Other typical hot spots are the dining room table, the kitchen counter (by the phone), the chair in the master suite, the coffee table in the living room, and the passenger seat or back seat of the car. If hot spots are left unattended, they can turn into bad piles. When the hot spot is needed (so you can eat, when unexpected company is at the door, or if someone needs to ride with you), these hot spots are temporarily cleared, and the indecisions are bagged or stashed out of sight. That’s how our closets, cupboards, and drawers get constipated.
These stashed bags of uncertainty turn into archives, and in time, those archives can grow to haunt us and cost us money! Fibber McGee’s garage can easily turn into Fibber McGee’s storage unit at around $100 a month.
Simple Solutions
So what can we do? Never fear—I have a cure! Take the 15 minute challenge! Set a timer for 15 minutes and focus on one bad pile. Remember: 15 minutes will reduce a bad pile by three inches! In a year’s time, just 15 minutes a day will eliminate over 91 feet of junk from your home.

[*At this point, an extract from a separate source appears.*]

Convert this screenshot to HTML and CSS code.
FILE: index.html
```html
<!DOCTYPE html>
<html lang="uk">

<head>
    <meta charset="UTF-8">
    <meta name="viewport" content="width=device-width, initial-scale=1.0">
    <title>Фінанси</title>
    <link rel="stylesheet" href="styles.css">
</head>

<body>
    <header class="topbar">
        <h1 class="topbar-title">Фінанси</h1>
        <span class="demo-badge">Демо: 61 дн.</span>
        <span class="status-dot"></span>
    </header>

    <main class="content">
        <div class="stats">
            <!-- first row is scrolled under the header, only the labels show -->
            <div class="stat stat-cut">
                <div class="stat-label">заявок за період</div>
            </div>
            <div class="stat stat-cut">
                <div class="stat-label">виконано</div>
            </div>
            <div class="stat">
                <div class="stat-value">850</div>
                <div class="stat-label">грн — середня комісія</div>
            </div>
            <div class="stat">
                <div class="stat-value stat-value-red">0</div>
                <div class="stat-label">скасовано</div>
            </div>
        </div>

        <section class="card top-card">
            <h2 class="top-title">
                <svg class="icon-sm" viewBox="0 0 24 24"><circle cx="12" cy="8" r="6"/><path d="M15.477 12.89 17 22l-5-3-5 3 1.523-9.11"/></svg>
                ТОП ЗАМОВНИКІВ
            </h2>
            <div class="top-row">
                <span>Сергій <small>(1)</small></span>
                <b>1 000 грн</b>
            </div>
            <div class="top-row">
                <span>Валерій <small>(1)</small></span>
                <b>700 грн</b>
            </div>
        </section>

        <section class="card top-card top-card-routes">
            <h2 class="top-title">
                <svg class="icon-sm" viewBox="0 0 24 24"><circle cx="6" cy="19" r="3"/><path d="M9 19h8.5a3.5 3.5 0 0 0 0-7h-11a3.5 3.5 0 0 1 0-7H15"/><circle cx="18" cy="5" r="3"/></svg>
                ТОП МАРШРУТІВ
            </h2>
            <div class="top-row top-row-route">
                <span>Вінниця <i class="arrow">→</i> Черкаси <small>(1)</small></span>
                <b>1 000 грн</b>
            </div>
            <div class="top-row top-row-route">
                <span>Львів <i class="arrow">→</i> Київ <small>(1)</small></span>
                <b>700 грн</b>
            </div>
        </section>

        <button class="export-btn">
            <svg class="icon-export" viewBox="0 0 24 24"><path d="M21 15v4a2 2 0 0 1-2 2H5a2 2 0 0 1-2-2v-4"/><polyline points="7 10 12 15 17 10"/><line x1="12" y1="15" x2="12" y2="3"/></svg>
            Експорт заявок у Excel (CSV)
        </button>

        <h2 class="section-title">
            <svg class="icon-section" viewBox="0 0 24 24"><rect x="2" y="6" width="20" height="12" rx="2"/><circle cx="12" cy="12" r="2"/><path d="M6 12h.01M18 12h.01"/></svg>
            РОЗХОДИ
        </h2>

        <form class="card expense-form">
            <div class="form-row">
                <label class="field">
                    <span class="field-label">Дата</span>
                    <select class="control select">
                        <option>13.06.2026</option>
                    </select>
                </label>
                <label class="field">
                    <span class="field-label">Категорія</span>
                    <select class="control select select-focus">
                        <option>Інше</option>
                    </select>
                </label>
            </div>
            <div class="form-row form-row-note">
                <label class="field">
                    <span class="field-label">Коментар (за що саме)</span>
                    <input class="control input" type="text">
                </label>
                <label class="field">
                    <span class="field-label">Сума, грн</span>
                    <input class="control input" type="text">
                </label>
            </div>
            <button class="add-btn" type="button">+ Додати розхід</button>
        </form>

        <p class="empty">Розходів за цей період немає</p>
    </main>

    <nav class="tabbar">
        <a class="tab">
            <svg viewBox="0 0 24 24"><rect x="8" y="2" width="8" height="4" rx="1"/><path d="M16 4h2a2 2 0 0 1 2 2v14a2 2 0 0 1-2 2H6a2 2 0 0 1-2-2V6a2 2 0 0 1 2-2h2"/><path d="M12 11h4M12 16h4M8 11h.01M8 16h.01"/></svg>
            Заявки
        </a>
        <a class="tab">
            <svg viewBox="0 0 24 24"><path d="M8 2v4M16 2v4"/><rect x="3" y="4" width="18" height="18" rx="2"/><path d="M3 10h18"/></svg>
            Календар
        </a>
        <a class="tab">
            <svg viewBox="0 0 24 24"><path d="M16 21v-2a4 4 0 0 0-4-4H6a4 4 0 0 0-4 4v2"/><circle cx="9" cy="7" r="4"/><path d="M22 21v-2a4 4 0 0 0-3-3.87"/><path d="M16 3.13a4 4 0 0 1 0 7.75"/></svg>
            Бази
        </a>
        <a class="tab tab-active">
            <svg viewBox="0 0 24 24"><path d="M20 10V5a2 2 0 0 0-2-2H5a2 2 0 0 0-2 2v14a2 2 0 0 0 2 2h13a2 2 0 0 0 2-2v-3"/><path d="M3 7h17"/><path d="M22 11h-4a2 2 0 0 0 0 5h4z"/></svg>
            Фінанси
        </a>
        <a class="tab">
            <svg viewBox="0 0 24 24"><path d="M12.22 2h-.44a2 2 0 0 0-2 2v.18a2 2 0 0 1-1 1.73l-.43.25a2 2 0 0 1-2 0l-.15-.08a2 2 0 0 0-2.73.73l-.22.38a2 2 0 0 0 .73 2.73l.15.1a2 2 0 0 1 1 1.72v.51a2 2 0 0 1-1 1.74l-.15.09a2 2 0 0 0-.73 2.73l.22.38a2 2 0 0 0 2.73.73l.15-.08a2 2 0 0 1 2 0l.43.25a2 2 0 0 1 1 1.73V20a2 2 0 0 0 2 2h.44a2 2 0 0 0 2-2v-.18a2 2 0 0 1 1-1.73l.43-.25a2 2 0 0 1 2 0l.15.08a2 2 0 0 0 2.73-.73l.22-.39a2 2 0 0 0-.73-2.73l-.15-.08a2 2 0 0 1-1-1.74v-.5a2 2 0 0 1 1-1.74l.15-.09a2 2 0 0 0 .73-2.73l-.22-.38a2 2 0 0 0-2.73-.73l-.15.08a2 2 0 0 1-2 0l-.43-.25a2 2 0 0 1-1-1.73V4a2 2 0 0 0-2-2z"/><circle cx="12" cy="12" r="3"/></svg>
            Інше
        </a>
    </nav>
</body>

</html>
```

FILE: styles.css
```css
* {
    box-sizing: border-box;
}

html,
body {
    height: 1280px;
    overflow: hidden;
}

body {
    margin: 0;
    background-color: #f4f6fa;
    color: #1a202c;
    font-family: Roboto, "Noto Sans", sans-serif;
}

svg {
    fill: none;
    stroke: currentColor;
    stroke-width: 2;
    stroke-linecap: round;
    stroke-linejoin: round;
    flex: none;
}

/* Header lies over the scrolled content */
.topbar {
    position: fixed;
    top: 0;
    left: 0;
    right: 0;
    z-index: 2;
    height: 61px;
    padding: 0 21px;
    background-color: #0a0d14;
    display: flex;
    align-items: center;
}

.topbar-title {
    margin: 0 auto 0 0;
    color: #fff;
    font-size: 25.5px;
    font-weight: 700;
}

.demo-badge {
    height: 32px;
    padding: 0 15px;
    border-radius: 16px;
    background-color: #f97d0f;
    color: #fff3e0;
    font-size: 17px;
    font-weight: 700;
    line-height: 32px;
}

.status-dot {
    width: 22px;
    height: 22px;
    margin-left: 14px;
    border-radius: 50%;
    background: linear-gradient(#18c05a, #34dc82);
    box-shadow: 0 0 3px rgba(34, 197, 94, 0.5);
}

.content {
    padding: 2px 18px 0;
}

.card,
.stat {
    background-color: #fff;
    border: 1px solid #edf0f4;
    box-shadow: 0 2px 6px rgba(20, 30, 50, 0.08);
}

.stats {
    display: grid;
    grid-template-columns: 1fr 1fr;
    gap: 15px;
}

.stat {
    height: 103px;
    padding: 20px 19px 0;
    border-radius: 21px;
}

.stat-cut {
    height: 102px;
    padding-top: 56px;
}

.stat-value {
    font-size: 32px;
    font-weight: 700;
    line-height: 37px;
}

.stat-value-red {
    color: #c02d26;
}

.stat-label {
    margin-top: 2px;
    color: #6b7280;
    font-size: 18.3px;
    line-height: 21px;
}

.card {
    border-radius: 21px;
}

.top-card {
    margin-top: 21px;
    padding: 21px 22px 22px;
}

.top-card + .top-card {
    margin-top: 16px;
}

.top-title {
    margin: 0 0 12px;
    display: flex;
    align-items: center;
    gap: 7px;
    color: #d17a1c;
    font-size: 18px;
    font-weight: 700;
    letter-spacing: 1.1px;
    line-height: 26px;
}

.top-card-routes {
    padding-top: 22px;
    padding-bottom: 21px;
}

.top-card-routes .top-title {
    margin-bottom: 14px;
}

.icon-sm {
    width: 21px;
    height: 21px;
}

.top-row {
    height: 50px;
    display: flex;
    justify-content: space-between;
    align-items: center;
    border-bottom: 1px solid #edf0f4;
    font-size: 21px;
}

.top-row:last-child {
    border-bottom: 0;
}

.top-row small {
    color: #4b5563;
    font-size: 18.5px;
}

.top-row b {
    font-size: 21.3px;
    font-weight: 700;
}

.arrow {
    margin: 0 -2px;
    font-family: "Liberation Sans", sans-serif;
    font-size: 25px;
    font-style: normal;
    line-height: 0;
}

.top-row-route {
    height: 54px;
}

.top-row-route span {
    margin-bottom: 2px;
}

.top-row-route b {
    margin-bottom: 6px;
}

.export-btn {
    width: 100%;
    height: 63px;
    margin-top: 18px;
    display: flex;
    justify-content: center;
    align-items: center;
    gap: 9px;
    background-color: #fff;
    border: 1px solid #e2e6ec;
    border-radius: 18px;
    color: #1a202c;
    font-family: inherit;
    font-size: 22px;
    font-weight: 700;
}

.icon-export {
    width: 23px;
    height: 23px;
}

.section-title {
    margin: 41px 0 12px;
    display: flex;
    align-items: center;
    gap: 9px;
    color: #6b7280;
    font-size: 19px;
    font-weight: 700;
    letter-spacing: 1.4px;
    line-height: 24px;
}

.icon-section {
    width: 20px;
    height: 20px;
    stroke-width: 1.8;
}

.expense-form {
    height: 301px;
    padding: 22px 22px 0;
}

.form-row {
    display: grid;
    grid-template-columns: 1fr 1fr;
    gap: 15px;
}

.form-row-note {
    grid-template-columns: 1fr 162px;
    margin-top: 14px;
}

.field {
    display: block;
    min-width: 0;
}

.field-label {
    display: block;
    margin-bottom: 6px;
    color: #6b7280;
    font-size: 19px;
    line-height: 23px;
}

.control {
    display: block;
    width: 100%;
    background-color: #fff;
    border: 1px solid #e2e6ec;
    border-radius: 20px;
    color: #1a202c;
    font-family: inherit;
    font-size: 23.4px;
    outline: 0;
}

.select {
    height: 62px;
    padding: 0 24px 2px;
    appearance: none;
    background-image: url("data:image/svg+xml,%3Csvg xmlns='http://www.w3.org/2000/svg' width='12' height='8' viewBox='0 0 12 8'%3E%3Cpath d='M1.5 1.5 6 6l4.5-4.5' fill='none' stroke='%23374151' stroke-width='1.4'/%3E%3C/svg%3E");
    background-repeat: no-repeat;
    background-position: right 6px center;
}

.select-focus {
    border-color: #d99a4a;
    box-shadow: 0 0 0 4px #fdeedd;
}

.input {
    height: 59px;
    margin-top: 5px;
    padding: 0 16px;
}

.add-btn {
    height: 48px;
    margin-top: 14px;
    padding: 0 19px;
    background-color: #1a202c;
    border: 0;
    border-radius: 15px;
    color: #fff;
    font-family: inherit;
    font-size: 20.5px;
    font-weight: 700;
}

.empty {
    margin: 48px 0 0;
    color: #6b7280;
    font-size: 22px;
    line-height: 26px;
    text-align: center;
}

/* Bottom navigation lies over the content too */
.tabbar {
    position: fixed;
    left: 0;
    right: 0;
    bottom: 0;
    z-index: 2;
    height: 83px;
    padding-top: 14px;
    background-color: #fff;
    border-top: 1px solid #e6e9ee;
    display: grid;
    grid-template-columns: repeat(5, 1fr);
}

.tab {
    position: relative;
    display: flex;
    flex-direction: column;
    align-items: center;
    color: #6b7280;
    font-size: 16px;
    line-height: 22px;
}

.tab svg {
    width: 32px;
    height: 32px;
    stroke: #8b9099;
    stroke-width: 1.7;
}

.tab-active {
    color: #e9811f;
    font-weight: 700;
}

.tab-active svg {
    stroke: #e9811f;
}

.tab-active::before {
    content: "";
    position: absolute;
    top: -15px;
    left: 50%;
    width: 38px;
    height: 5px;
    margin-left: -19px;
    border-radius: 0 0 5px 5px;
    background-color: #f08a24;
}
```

When working on a bad pile, we should give ourselves only two options: either put away (file) or throw away.
When we spend 15 minutes cleaning out a closet, we can give ourselves four options: give away/sell, throw away, store in a proper storage area, or put back in the closet.
Finally, we can make a commitment that discourages us from creating new piles: When we buy something new, we can choose to get rid of something old.
One of the best tools I know of for un-cluttering your home is a 45-minute self-help DVD, the Slob Sisters’ De-junking Video. The step-by-step tutorial shows exactly how to get rid of the clutter in your home and how to set up a storage area. The DVD is not available in stores, but it is available on the Slob Sisters’ website: www.shesintouch.com. (The DVD is $19.95 plus postage and handling.)
Why Bother?
Maybe your piles don’t bother you that much. Why bother dealing with them now? Think about your kids. If you don’t deal with your clutter, you will leave them with a house full of indecisions and make them decide. Not a very pleasant legacy—not to mention that their final throw-out decisions may be very different than you would make! Treasures you would like left to your grandchildren may end up at the Salvation Army or D.I. Pictures and important documentation of your life may end up in the garbage. Other people simply won’t know what is important to you unless you tell them by organizing it yourself.
The best day to start curing piles is today. Believe me, the relief and comfort I’ve found in these simple solutions beats all the alternatives!